3 responses to “More ethics turmoil as Florida AG’s chief ethics prosecutor quits amid probe she misused job to query state database”

  1. Connie Prince Avatar
    Connie Prince

    Karma is a bitch!!!
    Commission on ethics a joke, its members, along with prior members corrupt and let throw Doah in the mix as well!

  2. Chinos Screams Avatar
    Chinos Screams

    I was once ignorant enough to think that this commission would bring accountability to the disgusting felon killer that some mistakenly call a sheriff. Boy was I wrong. In fact, I wasn’t even close.

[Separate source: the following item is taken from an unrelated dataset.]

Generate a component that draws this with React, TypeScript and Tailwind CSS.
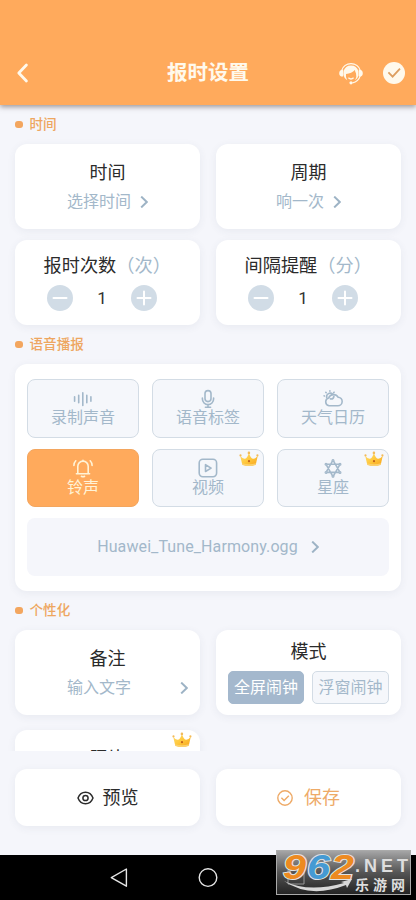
import React, { FC, ReactNode } from "react";
import clsx from "clsx";

interface ICard {
	className?: string;
	children?: ReactNode;
}

interface IStepper {
	title: string;
	unit: string;
	value: number;
}

const Card: FC<ICard> = ({ className, children }) => (
	<div
		className={clsx(
			"relative rounded-[12px] bg-white shadow-[0_2px_8px_rgba(60,70,100,0.07)]",
			className
		)}
	>
		{children}
	</div>
);

const SectionLabel: FC<{ label: string; className?: string }> = ({
	label,
	className,
}) => (
	<div className={clsx("flex items-center gap-[7px]", className)}>
		<span className="mt-px size-[7.5px] rounded-[3px] bg-[#f3a65f]" />
		<h2 className="text-[13.6px] leading-5 font-medium text-[#eea660]">{label}</h2>
	</div>
);

const Chevron: FC<{ className?: string }> = ({ className }) => (
	<svg
		viewBox="0 0 8 12"
		className={clsx("h-3 w-2 shrink-0 fill-none stroke-[#9db3c5] stroke-2", className)}
	>
		<path d="M1.2.6 6.8 6l-5.6 5.4" />
	</svg>
);

const Crown: FC<{ className?: string }> = ({ className }) => (
	<svg viewBox="0 0 20 16" className={clsx("absolute h-[16px] w-[20px]", className)}>
		<defs>
			<linearGradient id="gold" x1="0" x2="1" y1="0" y2="1">
				<stop offset="0" stopColor="#ffde72" />
				<stop offset="0.5" stopColor="#ffc83c" />
				<stop offset="1" stopColor="#f7a21b" />
			</linearGradient>
		</defs>
		<path
			d="M3.2 13.6 1.2 4.8q2.6 3.4 4.8 3Q8.4 7 9.9 2q1.6 5 4 5.8 2.2.4 4.9-3l-2 8.8Q10 16.4 3.2 13.6Z"
			fill="url(#gold)"
		/>
		<path d="M3 12.2q7 2.3 14 0l-.4 1.7q-6.6 2.4-13.2 0Z" fill="#fbd06c" />
		<circle cx="1.5" cy="4.4" r="1.1" fill="#f3bb5a" />
		<circle cx="9.9" cy="1.9" r="1.3" fill="#f3bb5a" />
		<circle cx="18.4" cy="4.4" r="1.1" fill="#f3bb5a" />
		<circle cx="10" cy="10.2" r="1.1" fill="#c2611b" />
	</svg>
);

const iconClass = "h-5 w-5 fill-none stroke-current stroke-[1.6]";

const tiles = [
	{
		label: "录制声音",
		icon: (
			<svg viewBox="0 0 20 20" className={iconClass}>
				<path
					d="M1.6 8.7v4.5M5.7 7.2v7.6M9.8 4.8v12.6M13.8 7.2v7.6M17.9 8.7v4.5"
					strokeLinecap="round"
				/>
			</svg>
		),
	},
	{
		label: "语音标签",
		icon: (
			<svg viewBox="0 0 20 20" className={iconClass} strokeLinecap="round">
				<rect x="7" y="2.6" width="6" height="11" rx="3" />
				<path d="M4.4 10v1a5.6 5.6 0 0 0 11.2 0v-1M10 16.8v2.2M7.4 19.2h5.2" />
			</svg>
		),
	},
	{
		label: "天气日历",
		icon: (
			<svg viewBox="0 0 20 20" className={iconClass} strokeLinecap="round">
				<path d="M6 17.8h8.6a4.3 4.3 0 0 0 .5-8.6 5.2 5.2 0 0 0-9.4.8A4 4 0 0 0 6 17.8Z" />
				<path d="M3.7 9.6a3.6 3.6 0 0 1 6-3.4M1.4 7.9l-.3-.1M3.2 4.7l-.4-.4M6.9 3.3v-.5M10.7 4.6l.4-.4" />
				<path d="M7.4 10.9q3.1.4 3.5-2.6" />
			</svg>
		),
	},
	{
		label: "铃声",
		active: true,
		icon: (
			<svg viewBox="0 0 20 20" className={iconClass} strokeLinecap="round" strokeLinejoin="round">
				<path d="M3.4 15.7h13.2M4.8 15.5V8.3a5.2 5.2 0 0 1 10.4 0v7.2M8.4 18.3q1.6 1 3.2 0M10 3V2.2" />
				<path d="M2.8 2.8Q1 4.6.9 7.5M17.2 2.8Q19 4.6 19.1 7.5" />
			</svg>
		),
	},
	{
		label: "视频",
		crown: true,
		icon: (
			<svg viewBox="0 0 20 20" className={iconClass} strokeLinejoin="round">
				<rect x="1.2" y="1.3" width="17.4" height="17.4" rx="3.6" />
				<path d="M7.5 6.7v6.8l5.6-3.4Z" />
			</svg>
		),
	},
	{
		label: "星座",
		crown: true,
		icon: (
			<svg viewBox="0 0 20 20" className={iconClass} strokeLinejoin="round">
				<path d="m10 2.2 7 12.2H3ZM10 18.6 3 6.3h14Z" />
				<g className="fill-[#f5f7fb] stroke-[1.2]">
					<circle cx="10" cy="2.6" r=".9" />
					<circle cx="10" cy="18.2" r=".9" />
					<circle cx="3" cy="6.3" r=".9" />
					<circle cx="17" cy="6.3" r=".9" />
					<circle cx="3" cy="14.4" r=".9" />
					<circle cx="17" cy="14.4" r=".9" />
				</g>
			</svg>
		),
	},
];

const RoundButton: FC<{ plus?: boolean }> = ({ plus }) => (
	<button className="grid size-[26px] place-items-center rounded-full bg-[#d1dce6]">
		<svg
			viewBox="0 0 16 16"
			className="size-4 fill-none stroke-white stroke-2"
			strokeLinecap="round"
		>
			<path d={plus ? "M1.5 8h13M8 1.5v13" : "M1.5 8h13"} />
		</svg>
	</button>
);

const StepperCard: FC<IStepper> = ({ title, unit, value }) => (
	<Card className="h-[85px] pt-[14px]">
		<h3 className="pl-[28.5px] text-[18.2px] leading-6 whitespace-nowrap text-[#2b2b2b]">
			{title}
			<span className="text-[#a3b8ca]">（{unit}）</span>
		</h3>
		<div className="mt-[7px] flex items-center justify-between pr-[43px] pl-[32px]">
			<RoundButton />
			<span className="text-[17px] leading-5 text-[#333]">{value}</span>
			<RoundButton plus />
		</div>
	</Card>
);

const SelectCard: FC<{ title: string; value: string }> = ({ title, value }) => (
	<Card className="flex h-[85px] flex-col items-center pt-[17px]">
		<h3 className="text-[18px] leading-6 text-[#2b2b2b]">{title}</h3>
		<div className="mt-[5px] flex items-center gap-[9px]">
			<span className="text-[16px] leading-6 text-[#a3b8ca]">{value}</span>
			<Chevron />
		</div>
	</Card>
);

const Header = () => (
	<header className="relative z-10 flex h-[105px] items-end bg-[#ffaa5c] px-[11px] pb-[20px] shadow-[0_2px_5px_rgba(70,60,60,0.5)]">
		<div className="flex flex-1 items-center">
			<svg
				viewBox="0 0 24 24"
				className="size-6 fill-none stroke-[#fff9ec] stroke-[2.8]"
				strokeLinecap="round"
				strokeLinejoin="round"
			>
				<path d="m15.4 4-7.6 8 7.6 8" />
			</svg>
		</div>
		<h1 className="text-[20.5px] leading-[23px] font-bold text-[#fff9ec]">
			报时设置
		</h1>
		<div className="flex flex-1 items-center justify-end gap-[20px]">
			<svg viewBox="0 0 24 24" className="size-6 fill-none stroke-[#fff9ec]">
				<path
					d="M2.6 9.6a9.8 9.8 0 0 1 18.8 0M21.2 14.8q-1.6 5.6-7.8 7"
					strokeWidth="1.2"
				/>
				<path
					d="M4.6 10a7.7 7.7 0 0 1 14.8 0l.1 4.6q-.8 3.2-3.4 4.6 2-3.6.9-7-.9-1-1.1-3.1-3.2 3.4-8.9 3.8-.6 3.5 1.2 6.3-3.2-1.8-3.8-5.4Z"
					stroke="none"
					fill="#fff9ec"
				/>
				<path
					d="M4.2 8.6v7Q.2 15.9.2 12.2q0-3.2 4-3.6ZM19.8 8.6v7q4 .3 4-3.4 0-3.2-4-3.6Z"
					fill="#fff9ec"
					stroke="none"
				/>
				<path d="M9.4 16.8q2.6 2.4 5.2 0" strokeWidth="1.3" />
				<circle cx="12" cy="21.8" r="1.6" fill="#fff9ec" stroke="none" />
			</svg>
			<svg viewBox="0 0 22 22" className="size-[22px]">
				<circle cx="11" cy="11" r="11" fill="#fff9ec" />
				<path
					d="m5.4 10.4 4.2 4.2 7.4-8"
					fill="none"
					stroke="#dd9e60"
					strokeWidth="1.8"
				/>
			</svg>
		</div>
	</header>
);

const Watermark = () => (
	<div className="absolute top-[-5px] left-[276px] h-[45px] w-[135px] border border-[#aaa] bg-linear-to-b from-[#a5a5a6] via-[#555] to-[#242424]">
		<svg
			viewBox="0 0 135 45"
			className="absolute -top-px -left-px h-[45px] w-[135px] overflow-visible"
		>
			<path d="M12 20h16v14H12Z" fill="none" stroke="#999" strokeWidth="1" />
			<path
				d="M8 31q24 12 60 2l-3-1 11-3-5 9-1-3q-36 14-62-4Z"
				fill="#d8d8d8"
			/>
			<g
				fontFamily="Liberation Sans"
				fontWeight="bold"
				fontStyle="italic"
				fontSize="35"
				stroke="#e2e2e2"
				strokeWidth="2"
				paintOrder="stroke"
			>
				<text x="7" y="29" textLength="23" lengthAdjust="spacingAndGlyphs" fill="#ed8a21">
					9
				</text>
				<text x="31" y="29" textLength="23" lengthAdjust="spacingAndGlyphs" fill="#459ad3">
					6
				</text>
				<text x="55" y="29" textLength="23" lengthAdjust="spacingAndGlyphs" fill="#ed8a21">
					2
				</text>
			</g>
			<g fill="#dedede" fontWeight="bold">
				<text x="79" y="22" fontFamily="Liberation Sans" fontSize="18" textLength="53">
					.NET
				</text>
				<text x="79" y="40" fontFamily="Noto Sans CJK SC" fontSize="14" textLength="50">
					乐游网
				</text>
			</g>
		</svg>
	</div>
);

const NavBar = () => (
	<nav className="relative h-[45px] bg-black">
		<svg
			viewBox="0 0 416 45"
			className="h-[45px] w-full fill-none stroke-[#e6e6e6] stroke-[1.4]"
		>
			<path d="M126.4 14v17.2L111.3 22.6Z" strokeLinejoin="round" />
			<circle cx="208" cy="22.6" r="8.8" />
		</svg>
		<Watermark />
	</nav>
);

const App = () => {
	return (
		<div className="flex h-[900px] w-[416px] flex-col overflow-hidden bg-[#f5f6fb] font-['Roboto','Noto_Sans_CJK_SC',sans-serif]">
			<Header />
			<main className="h-[646px] shrink-0 overflow-hidden px-[15px] pt-[9px]">
				<SectionLabel label="时间" />
				<div className="mt-[10px] grid grid-cols-2 gap-x-4 gap-y-[11px]">
					<SelectCard title="时间" value="选择时间" />
					<SelectCard title="周期" value="响一次" />
					<StepperCard title="报时次数" unit="次" value={1} />
					<StepperCard title="间隔提醒" unit="分" value={1} />
				</div>

				<SectionLabel label="语音播报" className="mt-[9px]" />
				<Card className="mt-[10px] h-[227px] px-3 pt-[15px]">
					<div className="grid grid-cols-3 gap-x-[13px] gap-y-[11px]">
						{tiles.map((item) => (
							<button
								key={item.label}
								className={clsx(
									"relative flex h-[58.5px] flex-col items-center rounded-[8px] border pt-[8px]",
									item.active
										? "border-[#f3a65f] bg-[#ffaa5c] text-[#fff3d6]"
										: "border-[#d3dce5] bg-[#f5f7fb] text-[#a3b8ca]"
								)}
							>
								{item.icon}
								<span className="mt-px text-[16px] leading-[18px]">
									{item.label}
								</span>
								{item.crown && <Crown className="top-[1px] right-[4px]" />}
							</button>
						))}
					</div>
					<div className="mt-[11px] flex h-[58px] items-center justify-center gap-[13px] rounded-[8px] bg-[#f5f6fb]">
						<span className="text-[16px] tracking-[0.1px] text-[#a3b8ca]">
							Huawei_Tune_Harmony.ogg
						</span>
						<Chevron />
					</div>
				</Card>

				<SectionLabel label="个性化" className="mt-[9px]" />
				<div className="mt-[10px] grid grid-cols-2 gap-x-4 gap-y-[15px]">
					<Card className="h-[85px] pt-[17px] text-center">
						<h3 className="text-[18px] leading-6 text-[#2b2b2b]">备注</h3>
						<div className="mt-[5px] flex items-center pr-[12px] pl-[52px]">
							<span className="text-[16px] leading-6 text-[#a3b8ca]">输入文字</span>
							<Chevron className="ml-auto" />
						</div>
					</Card>
					<Card className="h-[85px] pt-[10px] text-center">
						<h3 className="text-[18px] leading-6 text-[#2b2b2b]">模式</h3>
						<div className="mt-[7px] flex justify-between px-3 text-[16px] leading-[32px]">
							<button className="h-[33px] w-[76px] rounded-[5px] border border-[#a4b8cd] bg-[#a4b8cd] whitespace-nowrap text-white">
								全屏闹钟
							</button>
							<button className="h-[33px] w-[77px] rounded-[5px] border border-[#d3dce5] bg-[#f5f7fb] whitespace-nowrap text-[#a3b8ca]">
								浮窗闹钟
							</button>
						</div>
					</Card>
					<Card className="h-[85px] pt-[17px] text-center">
						<h3 className="text-[18px] leading-6 text-[#2b2b2b]">照片</h3>
						<Crown className="top-[2px] right-[8px]" />
					</Card>
				</div>
			</main>

			<footer className="grid h-[104px] shrink-0 grid-cols-2 gap-4 px-[15px] pt-[18px]">
				<Card className="flex h-[57px] items-center justify-center gap-[9px] text-[#2b2b2b]">
					<svg viewBox="0 0 17 14" className="h-[14px] w-[17px] fill-none stroke-current stroke-[1.5]">
						<path d="M1 7q2.2-5.7 7.5-5.7T16 7q-2.2 5.7-7.5 5.7T1 7Z" strokeLinejoin="round" />
						<circle cx="8.5" cy="7" r="2.6" />
					</svg>
					<span className="text-[18px] leading-6">预览</span>
				</Card>
				<Card className="flex h-[57px] items-center justify-center gap-[11px] text-[#eeaa67]">
					<svg viewBox="0 0 16 16" className="size-4 fill-none stroke-current stroke-[1.4]">
						<circle cx="8" cy="8" r="7.2" />
						<path d="m4.4 7.8 2.7 2.8 4.7-4.8" />
					</svg>
					<span className="text-[18px] leading-6">保存</span>
				</Card>
			</footer>
			<NavBar />
		</div>
	);
};

export default App;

  3. This poor lady runs someone in the Florida DHSMV database, known as DAVID, and chooses to resign. Meanwhile, we have a Sheriff appointed by Ron DeSantis who committed a murder in Philadelphia and then lied about it. The question he lied about clearly asks if he had ever been charged with any crime regardless of court action. Tony self-reported LSD usage on his FSU Police Department application and wasn’t hired because LSD usage is a permanent disqualifier for anyone applying for a certified law enforcement officer position. What does Tony do? He omits this on subsequent applications and eventually gets hired by the Coral Springs PD. Tony lies about his driver’s license ever being suspended and pretty much anything else he can get away with. Do you want the sheriff of the county to be a compulsive liar? How do you feel about dirty cops? Cops that plant evidence? Think about all of the lies Tony has told and the fact that he lied to the governor himself. Tony is even on the Brady list and cannot provide testimony in Broward County because he is a proven liar. He cannot be trusted and marks the decline of Broward County into more of a Chicago atmosphere where anything goes. You would think Tony is a Soros selection, but no, it’s our pillar of excellence, Ron DeSantis, who appointed him. Perhaps he doesn’t care about Broward as it has a high concentration of Democrats. One day, this is going to hit the news when something big happens, and the blood will be on DeSantis’s hands. DeSantis takes everyone else out of office but leaves Tony alone. Perhaps DeSantis is the one who is woke! DeSantis is afraid! Do you think anyone else who is a cop would keep their Law Enforcement Certification after all of this? Nope, not anyone else but Tony. DeSantis looks after him and is afraid to remove him!